Sarà per questo che anche l'attenzione cresce. Basterebbe il successo di un film come Il grande silenzio di Philip Gröning, girato tre anni fa nel monastero della Grande Chartreuse di Grenoble. Di libri come Clausura di Espedita Fisher (ed. Castelvecchi) con le sue decine di testimonianze preziose. E soprattutto della serie I passi del silenzio, di Ivano Balduini e Marina Pizzi, che per la prima volta hanno filmato dall'interno la vita quotidiana nei monasteri di clausura di cistercensi e benedettine, domenicane, trappisti e camaldolesi. Un'idea di Dino Boffo, direttore di Avvenire e della tv della Cei. Che ha attinto, sorride, a una memoria d'infanzia: «Il mio primo incontro con il mondo monastico fu grazie a Clausura, la celebre inchiesta radiofonica di Sergio Zavoli, ricordo ancora quell'astuccio blu di 33 giri che ascoltai nei primi anni Sessanta: il rumore d'una grata che si apre, i passi sul selciato, le domande e le risposte, una colonna sonora che mi ha accompagnato per tutta la vita». L'inchiesta televisiva prosegue, i documentari saranno riproposti in dvd. Volti, interviste, immagini che cercano con la stessa discrezione e sobrietà di «rispettare i ritmi del silenzio». Monaci che fanno legna, canti sacri, monache intente a tessere o dipingere icone sacre. E i veli bianchi delle novizie: «Si dimostra che non è addolcendo o facilitando il costo della chiamata che aumentano le vocazioni. Più il messaggio rimane integro e più c'è riscontro nelle persone, nelle anime», considera Boffo.
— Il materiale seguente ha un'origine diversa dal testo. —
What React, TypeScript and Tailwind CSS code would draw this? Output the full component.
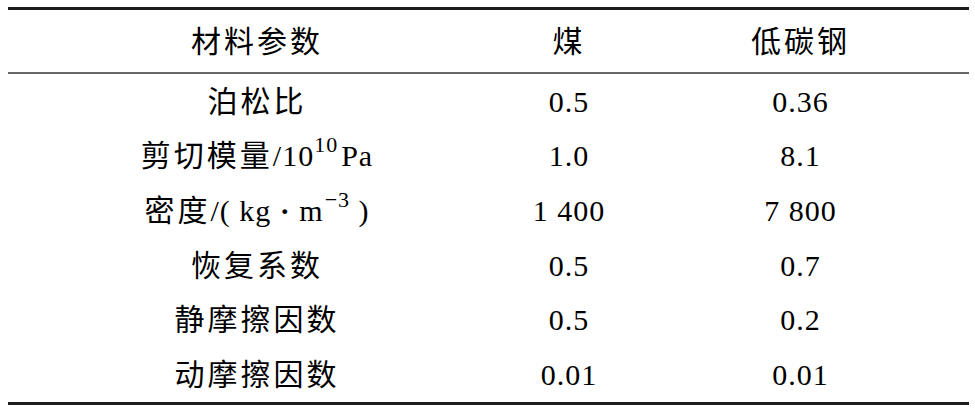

Insomma, «non è che da noi arrivino giovani depresse, stanche di vivere, senza marito o un posto nella società », chiarisce suor Giovanna, domenicana e responsabile della formazione nel monastero «Santa Maria della Neve» di Pratovecchio, vicino ad Arezzo. «Sono donne impegnate e colte che a un certo punto del loro cammino avvertono un vuoto e scoprono di poterlo colmare donandosi totalmente al Signore. Se non hanno terminato gli studi le invitiamo a farlo, prima. Se no chiediamo: non ti spiace rinunciare alla carriera? La gente resta stupita, non capisce la scelta, la vede come una fuga dal mondo. Ma in realtà la vita contemplativa ci pone al centro di esso». In fondo «non è mai stata di moda, e proprio per questo non è mai passata di moda », spiegano le carmelitane scalze di Parma. Certo che arrivano donne sempre più consapevoli e colte, «anche in questo il monastero è uno specchio della nostra società». Possono cercare «il fascino della vita radicale, un po' come gli sport estremi», o credere in «una vita senza problemi, non pensando che in monastero portiamo noi stesse e il nostro mondo problematico ». Ma c'è poco da fare, «l'unica motivazione che tiene » è la stessa delle origini, «quella di San Paolo: per me vivere è Cristo».